**Data excerpt**

## start

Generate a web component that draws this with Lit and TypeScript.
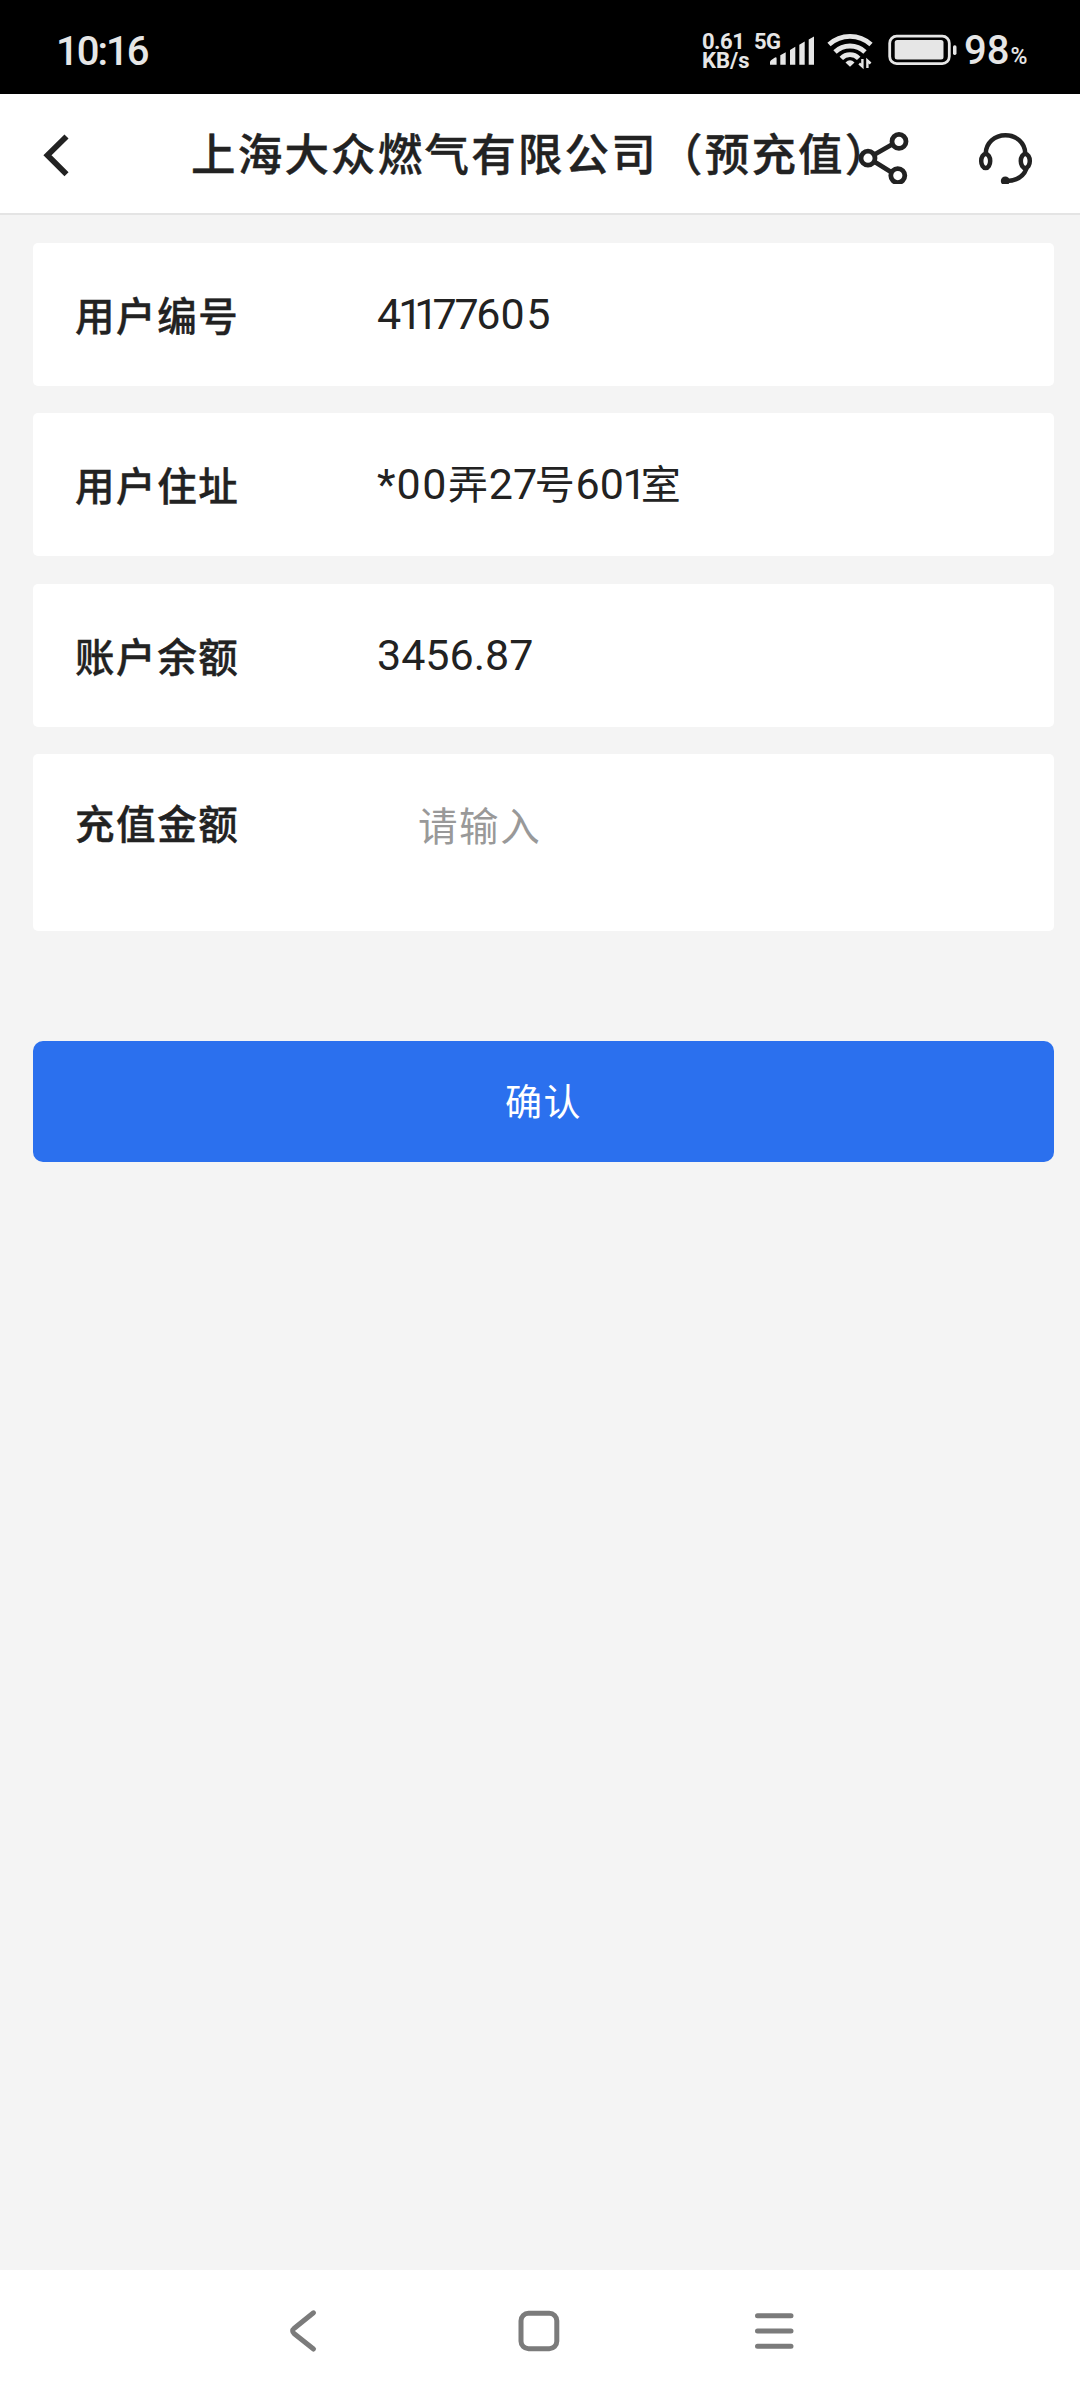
import { LitElement, html, css, svg } from "lit";
import { customElement, property } from "lit/decorators.js";

const baseFont = css`
  :host {
    font-family: Roboto, "Noto Sans CJK SC", sans-serif;
  }
`;

// Wraps runs of digits whose tracking differs from the rest of the value.
const digits = (text: string) =>
  text
    .split(/(1+|7+|0+|\*|[\u4e00-\u9fff]+)/)
    .filter((part) => part !== "")
    .map((part) => {
      if (part[0] === "1") return html`<span class="one">${part}</span>`;
      if (part[0] === "7") return html`<span class="seven">${part}</span>`;
      if (part[0] === "0") return html`<span class="zero">${part}</span>`;
      if (part[0] === "*") return html`<span class="star">${part}</span>`;
      if (part[0] >= "\u4e00") return html`<span class="han">${part}</span>`;
      return part;
    });

@customElement("status-bar")
class StatusBar extends LitElement {
  static styles = [
    baseFont,
    css`
      :host {
        display: flex;
        align-items: center;
        box-sizing: border-box;
        height: 94px;
        padding: 8px 0 0 56px;
        background: #000;
        color: #e6e6e6;
      }
      .time {
        width: 646px;
        padding-top: 1px;
        font-size: 40px;
        font-weight: 500;
        line-height: 48px;
        letter-spacing: -2px;
      }
      .rate {
        width: 52px;
        font-size: 22px;
        font-weight: 700;
        line-height: 19px;
        white-space: nowrap;
      }
      .rate div:first-child {
        letter-spacing: -0.5px;
      }
      .signal {
        display: grid;
        width: 62px;
        height: 40px;
      }
      .signal > * {
        grid-area: 1 / 1;
      }
      .net {
        font-size: 22px;
        font-weight: 700;
        line-height: 22px;
        letter-spacing: -0.5px;
      }
      .wifi {
        margin-left: 9px;
      }
      .battery {
        margin-left: 12px;
      }
      svg {
        display: block;
        flex: none;
      }
      .level {
        margin-left: 5px;
        padding-top: 5px;
        font-size: 40px;
        font-weight: 500;
        line-height: 48px;
        white-space: nowrap;
      }
      .percent {
        margin-left: 1px;
        font-size: 23px;
        font-weight: 500;
      }
    `,
  ];

  render() {
    return html`
      <div class="time">10:16</div>
      <div class="rate">
        <div>0.61</div>
        <div>KB/s</div>
      </div>
      <div class="signal">
        <svg width="62" height="40" viewBox="754 31 62 40" fill="#e6e6e6">
          <path
            d="M770 64.7v-2.4q0-1.2 1-2l3.600-2.600q2-1.200 2 .8v6.200zM780.300 64.700V55.200l5.400-3v12.500zM790 64.700V50l5.300-3.200v17.900zM799.300 64.700V44.800l5.400-3.200v23.100zM808.700 64.700V39.500l5.300-3v28.200z"
          />
        </svg>
        <div class="net">5G</div>
      </div>
      <svg class="wifi" width="50" height="40" viewBox="825 31 50 40" fill="none" stroke="#e6e6e6" stroke-width="4.800">
        <path d="M829 44.500a31 31 0 0 1 42 0M835 52a21.700 21.700 0 0 1 30 0M841.300 58.300a12 12 0 0 1 17.400 0" />
        <path d="M845.500 62.500q4.500-4.500 9 0l-4.500 4.300z" fill="#e6e6e6" stroke="none" />
        <path d="M862.400 59v7.500l-3.200-3M867.400 68v-7.500l3.200 3" stroke-width="2.400" />
      </svg>
      <svg class="battery" width="72" height="40" viewBox="887 31 72 40">
        <rect x="889.700" y="36.200" width="59.600" height="27.400" rx="7" fill="none" stroke="#e6e6e6" stroke-width="2.800" />
        <rect x="894.700" y="40" width="48.800" height="19.500" rx="2.500" fill="#e6e6e6" />
        <rect x="953" y="45.300" width="3.500" height="9.600" rx="1.600" fill="#e6e6e6" />
      </svg>
      <div class="level">98<span class="percent">%</span></div>
    `;
  }
}

@customElement("title-bar")
class TitleBar extends LitElement {
  static styles = [
    baseFont,
    css`
      :host {
        display: flex;
        align-items: center;
        box-sizing: border-box;
        height: 121px;
        padding: 0 46px 0 40px;
        background: #fff;
        border-bottom: 2px solid #e4e4e4;
        color: #222;
      }
      .back {
        margin-right: 119px;
      }
      .title {
        flex: 1;
        width: 0;
        margin: 0;
        padding-bottom: 3px;
        font-family: "Noto Sans CJK SC", sans-serif;
        font-size: 44.5px;
        font-weight: 500;
        line-height: 60px;
        letter-spacing: 2.2px;
        white-space: nowrap;
        -webkit-text-stroke: 0.4px #222;
      }
      .share {
        margin-right: 64px;
      }
      svg {
        display: block;
        flex: none;
        fill: none;
        stroke: #222;
      }
    `,
  ];

  @property() heading = "";

  render() {
    return html`
      <svg class="back" width="32" height="48" viewBox="40 130 32 48" stroke-width="5.800">
        <path d="M66.500 136.500 47.500 155.300 66.500 174.200" />
      </svg>
      <h1 class="title">${this.heading}</h1>
      <svg class="share" width="52" height="60" viewBox="858 124 52 60" stroke-width="4.800">
        <path d="M874.500 154.500 892 144.500M874.500 161.700 891 172" />
        <circle cx="868" cy="158.200" r="7" />
        <circle cx="899" cy="141.400" r="7" />
        <circle cx="897.800" cy="175.600" r="7" />
      </svg>
      <svg width="60" height="60" viewBox="974 124 60 60" stroke-width="4.500">
        <path d="M985.700 153.500C986 143 994.500 135.300 1005.500 135.300S1025 143 1025.300 153.500" />
        <ellipse cx="985.700" cy="161" rx="4.500" ry="7" />
        <ellipse cx="1025.300" cy="161" rx="4.500" ry="7" />
        <path d="M1026.500 168.500C1023.500 176.500 1016 181 1005.500 181" />
        <circle cx="1005.300" cy="181" r="4.500" fill="#222" stroke="none" />
      </svg>
    `;
  }
}

@customElement("info-row")
class InfoRow extends LitElement {
  static styles = [
    baseFont,
    css`
      :host {
        display: flex;
        box-sizing: border-box;
        height: 143px;
        padding: 44px 20px 0 42px;
        background: #fff;
        border-radius: 5px;
        color: #222;
      }
      :host([editable]) {
        height: 177px;
        padding-top: 41px;
      }
      .label {
        width: 302px;
        padding-top: 1px;
        font-size: 39.500px;
        font-weight: 500;
        line-height: 60px;
        letter-spacing: 1.600px;
        white-space: nowrap;
        -webkit-text-stroke: 0.400px #222;
      }
      .value {
        font-size: 43px;
        line-height: 55px;
        letter-spacing: 0;
        white-space: nowrap;
      }
      .one {
        margin-left: -3px;
        margin-right: 2px;
        letter-spacing: -8px;
      }
      .seven {
        letter-spacing: -2.300px;
      }
      .zero {
        letter-spacing: 1.600px;
      }
      .star {
        letter-spacing: 1px;
      }
      .han {
        font-size: 40px;
        letter-spacing: 0.700px;
      }
      .field {
        flex: 1;
        min-width: 0;
        height: 60px;
        margin: -1px 0 0;
        padding: 0 0 0 41px;
        border: 0;
        outline: 0;
        background: none;
        font-family: "Noto Sans CJK SC", sans-serif;
        font-size: 39.500px;
        letter-spacing: 1.600px;
        color: #222;
      }
      .field::placeholder {
        color: #999;
        opacity: 1;
      }
    `,
  ];

  @property() label = "";
  @property() value = "";
  @property() placeholder = "";
  @property({ type: Boolean, reflect: true }) editable = false;

  render() {
    return html`
      <div class="label">${this.label}</div>
      ${this.editable
        ? html`<input class="field" placeholder=${this.placeholder} />`
        : html`<div class="value">${digits(this.value)}</div>`}
    `;
  }
}

@customElement("nav-bar")
class NavBar extends LitElement {
  static styles = css`
    :host {
      display: flex;
      align-items: center;
      justify-content: center;
      gap: 187px;
      box-sizing: border-box;
      height: 130px;
      padding: 0 3px 8px 0;
      background: #fff;
    }
    svg {
      display: block;
      fill: none;
      stroke: #7b7b7b;
      stroke-width: 5;
      stroke-linecap: round;
    }
  `;

  private icon(shape: unknown) {
    return html`<svg width="48" height="48" viewBox="0 0 48 48">${shape}</svg>`;
  }

  render() {
    return html`
      ${this.icon(svg`<path d="M33.500 5.800 14.300 21.200Q11 24 14.300 26.800L33.500 42" />`)}
      ${this.icon(svg`<rect x="6" y="6.200" width="35.800" height="35.600" rx="7.500" />`)}
      ${this.icon(svg`<path d="M7.500 8.700H41M7.500 24H41M7.500 39.300H41" />`)}
    `;
  }
}

@customElement("app-root")
class AppRoot extends LitElement {
  static styles = [
    baseFont,
    css`
      :host {
        display: flex;
        flex-direction: column;
        height: 2400px;
        background: #f4f4f4;
      }
      .content {
        flex: 1;
        display: flex;
        flex-direction: column;
        padding: 28px 26px 0 33px;
      }
      .rows {
        display: flex;
        flex-direction: column;
        gap: 27.300px;
      }
      .confirm {
        height: 121px;
        margin: 110px 0 0;
        padding: 0 0 3px;
        border: 0;
        border-radius: 10px;
        background: #2b70ee;
        color: #fff;
        font-family: "Noto Sans CJK SC", sans-serif;
        font-size: 37px;
        letter-spacing: 1.500px;
      }
    `,
  ];

  render() {
    return html`
      <status-bar></status-bar>
      <title-bar heading="上海大众燃气有限公司（预充值）"></title-bar>
      <main class="content">
        <div class="rows">
          <info-row label="用户编号" value="41177605"></info-row>
          <info-row label="用户住址" value="*00弄27号601室"></info-row>
          <info-row label="账户余额" value="3456.87"></info-row>
          <info-row label="充值金额" placeholder="请输入" editable></info-row>
        </div>
        <button class="confirm">确认</button>
      </main>
      <nav-bar></nav-bar>
    `;
  }
}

## end

Identify each line holding the string "this", and copy it out.

**The output**
Generate a web component that draws this with Lit and TypeScript.
      <h1 class="title">${this.heading}</h1>
      <div class="label">${this.label}</div>
      ${this.editable
        ? html`<input class="field" placeholder=${this.placeholder} />`
        : html`<div class="value">${digits(this.value)}</div>`}
      ${this.icon(svg`<path d="M33.500 5.800 14.300 21.200Q11 24 14.300 26.800L33.500 42" />`)}
      ${this.icon(svg`<rect x="6" y="6.200" width="35.800" height="35.600" rx="7.500" />`)}
      ${this.icon(svg`<path d="M7.500 8.700H41M7.500 24H41M7.500 39.300H41" />`)}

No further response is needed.